About 200 to 400 patients a year will be affected, now being allowed to continue their methadone when transferred from Rikers to Elmira, said Dr. Giftos.
The full OTP services will not be provided in Elmira—just the methadone. Any counseling and other services will be provided by correctional health staff.
But even having the methadone is crucial to patients. “I cannot tell you how many patients have said to me, ‘Methadone saved my life, I cannot believe that I have to come off this medication,’” before going to a state prison, said Dr. Giftos. And now, the gratitude that they have, just because they can stay on their treatment, it’s hard to describe,” he said.
Not Enough
“Lexington Center for Recovery is proud to be a partner in this endeavor to provide ongoing methadone treatment to those addicted to opiates within the New York State criminal justice system,” said Adrienne Marcus, PhD, executive director, Lexington Center for Recovery, Inc. Her statement was issued at the time of the announced plan, June 20.
But the plan falls short of what OTPs across the state wanted: full medication-assisted treatment for all incarcerated patients who need it.
Assembly member Linda B. Rosenthal, chair of the Assembly Committee on Alcoholism and Drug Abuse, said, “Our obligation to provide basic, life-saving health care to New Yorkers is the same on both sides of a jail cell wall,” and commended New York City for this expansion.
However, the assembly member wants more, as do OTPs in the state. “I am fighting for legislation at the state level to ensure universal access to MAT, and to guarantee that all correctional facilities have robust MAT programming,” she said.
Fiscal Reality
Allegra Schorr, president of the Coalition of Medication-Assisted Treatment Providers and Advocates (COMPA), cited “fiscal reality” when it comes to having an OTP in every jail and prison in the state. “Ideally it would be great to have the full Rikers program in all facilities, but we recognize that that’s a very expensive model,” she told AT Forum. “I don’t think we’re going to be able to achieve that, because the costs are so high.”
But using the Elmira dosing model gets Schorr’s full support. “We’re able to get medication into the facility and into the patients, and that’s something we haven’t done before,” Ms. Schorr said.
She sees this program as “an important first step.” It’s only for people who have been identified as having an opioid use disorder and are already taking methadone. Other people in the inmate population, including some in Elmira, would benefit from methadone, but won’t get it because they aren’t from the Rikers OTP. “But we have to start somewhere,” she said.
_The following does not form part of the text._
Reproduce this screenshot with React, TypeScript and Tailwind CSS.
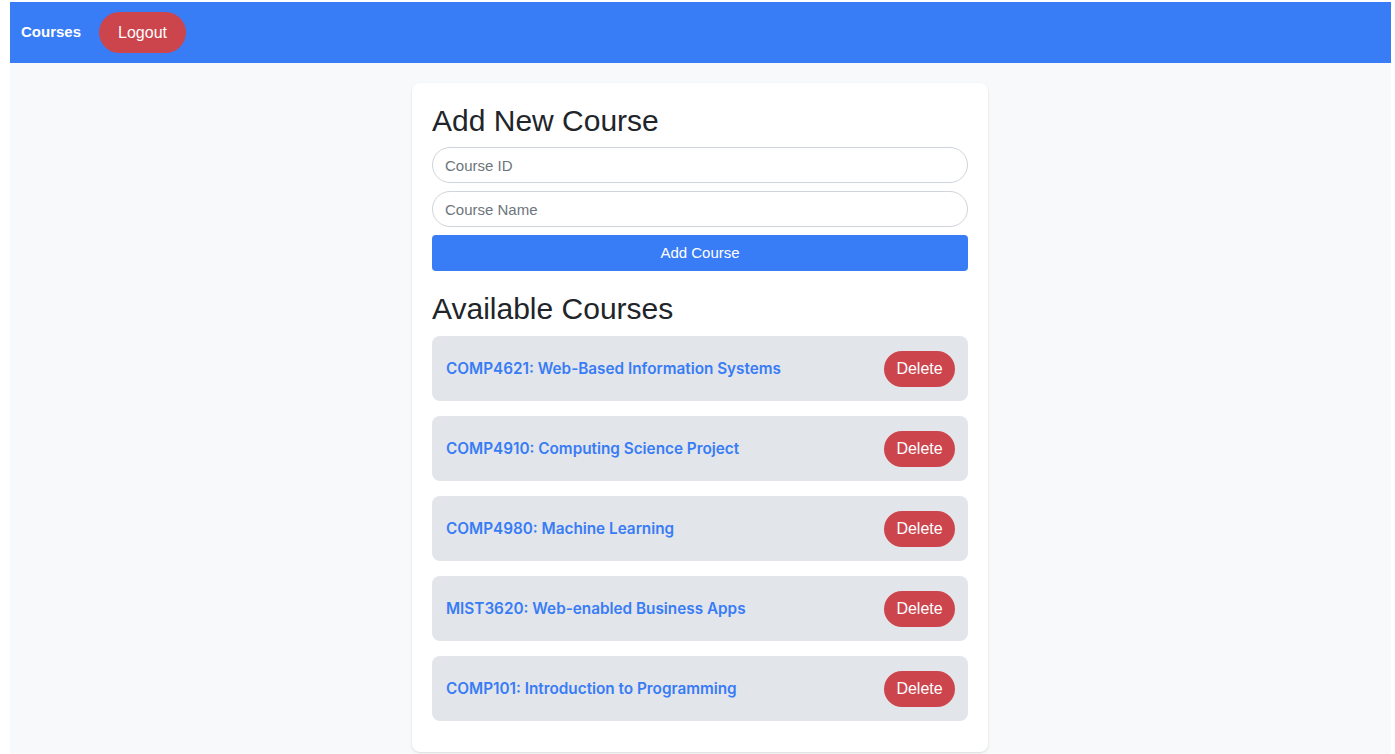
import React from 'react';

const courses = [
  'COMP4621: Web-Based Information Systems',
  'COMP4910: Computing Science Project',
  'COMP4980: Machine Learning',
  'MIST3620: Web-enabled Business Apps',
  'COMP101: Introduction to Programming',
];

const App: React.FC = () => {
  return (
    <div
      className="bg-white min-h-screen pl-[10px] pr-[4px] pt-[2px]"
      style={{ fontFamily: '"Liberation Sans", Arial, sans-serif' }}
    >
      <div className="bg-[#f8f9fa] h-[752px] flex flex-col">
        <nav className="bg-[#387cf6] h-[61px] flex items-center px-[11px] gap-[18px]">
          <span className="text-white font-bold text-[15px]">Courses</span>
          <button className="bg-[#cc454c] text-white text-[16px] rounded-full w-[87px] h-[41px] pt-px">Logout</button>
        </nav>

        <div className="flex justify-center pt-[20px] pr-px">
          <div className="bg-white w-[576px] h-[669px] rounded-lg shadow-sm px-5 pt-5">
            <h2 className="text-[30px] leading-[36px] text-[#212529] mb-2">Add New Course</h2>
            <div className="flex flex-col gap-2">
              <input
                placeholder="Course ID"
                className="h-[36px] rounded-full border border-[#ced4da] px-3 text-[15px] placeholder:text-[#6c757d] outline-none"
              />
              <input
                placeholder="Course Name"
                className="h-[36px] rounded-full border border-[#ced4da] px-3 text-[15px] placeholder:text-[#6c757d] outline-none"
              />
              <button className="h-[36px] rounded bg-[#387cf6] text-white text-[15px]">Add Course</button>
            </div>

            <h2 className="text-[30px] leading-[36px] text-[#212529] mt-5 mb-[9px]">Available Courses</h2>
            <ul className="flex flex-col gap-[15px]">
              {courses.map((c) => (
                <li
                  key={c}
                  className="h-[65px] bg-[#e2e5e9] rounded-lg flex items-center justify-between pl-[14px] pr-[13px]"
                >
                  <span className="text-[#387cf6] font-semibold text-[15.3px] font-['Inter'] pt-px">{c}</span>
                  <button className="bg-[#cc454c] text-white text-[16px] rounded-full w-[71px] h-[36px] pt-px">Delete</button>
                </li>
              ))}
            </ul>
          </div>
        </div>
      </div>
    </div>
  );
};

export default App;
In Rhode Island and Connecticut, OTPs behind the walls are a reality. But those states are both small, and have the benefit of a unified system, said Ms. Schorr. “I understand, as a provider, that this is not something you can just roll out. There has to be a thought process, a learning curve.”
The budget needs to include funding for OTPs in prisons. “I think we have to push the governor on this,” said Ms. Schorr. Some advocacy organizations seem to want to give up on the opioid crisis. “I don’t even know what to say about that,” she said. “The Assembly didn’t manage to pass the bill, and that’s a real disappointment. It should have passed. Then we would have something to bring to the governor.”
In the meantime, changing the correctional system in New York won’t happen overnight. “Having talked to them, I can see it’s like turning an ocean liner,” said Ms. Schorr.